The first part of our tour was made to look like Bletchley Railway Station in the 1940s and it appeared we were just arriving to start work at the mansion. We then spent about an hour looking at all the artefacts and reading the information boards.
We then walked up to the mansion and visited the room which would have been used by Alastair Denniston, Operational Head of GC&CS (Government Code and Cypher School) until 1942.
Mrs B rather fancied being Commander Denniston’s secretary or a collator however, as our journey continued it became clear such prestigious positions were occupied by ex-debutantes and those from the upper echelons of society. She decided her lowly-born status in the 1940s would possibly have qualified her to take round the tea trolley.
We were able to take advantage of audio players which could be switched on and off as we explored each part of the site. There were also many interactive activities in which to participate in the various huts. We found this very interesting but on busy days it might prove more difficult to take on the various challenges.
Whilst we could not go inside, we visited the stable yard cottages which were home to several of the senior staff but most people were billeted with families around the area. For those visitors without the audio aid, there were many holographic testimonies played out by actors and memories from ex-staff who were interviewed later in life.
Food and Drink
Hut four, was once a WWII Naval Intelligence Codebreaking hut, it is now the restaurant. There is also a tearoom in the mansion that serves afternoon tea most weekends. Mrs B got extremely excited about one particular dish on the menu and insisted on trying it. In the end, I joined her and we both enjoyed a hearty bowl of Pease Pottage. I have to say it was absolutely delicious.

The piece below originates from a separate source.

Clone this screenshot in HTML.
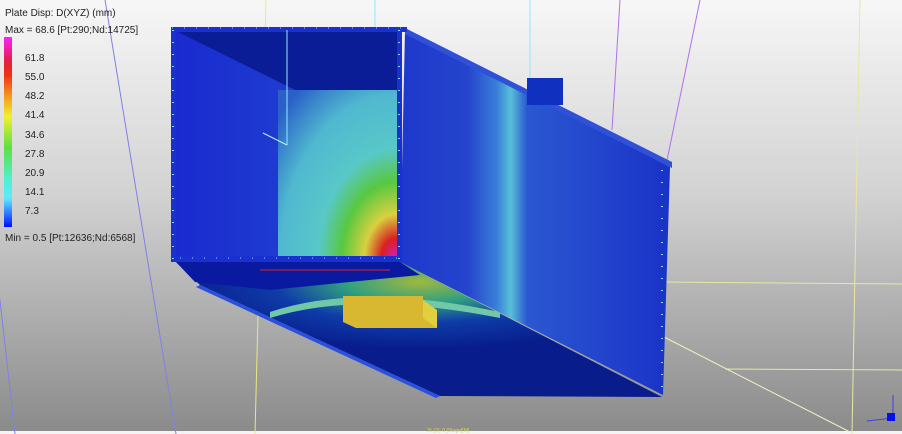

The restaurant serves both hot and cold food daily. There are also children’s lunch boxes available.
There is a Coffee Shop in the Visitor Centre, serving cold and hot drinks, sandwiches, light snacks and treats, plus a snack kiosk in the Pump Room which is open in the summertime.
Without a doubt my favourite part of the day was at 3 O’clock when we were given a demonstration of a replica ‘Bombe’ codebreaking machine in, The National Museum of Computing, which is also on the site. This machine has been built from surviving plans.
There were volunteer experts on hand who explained the processes in simple language, they were also prepared to explain the background theory in greater detail with anyone who wanted to delve deeper.
We left about 5 o’clock but could easily have stayed longer to have a more extensive look at the exhibits in the museum and we will definitely return if we find ourselves in the area again.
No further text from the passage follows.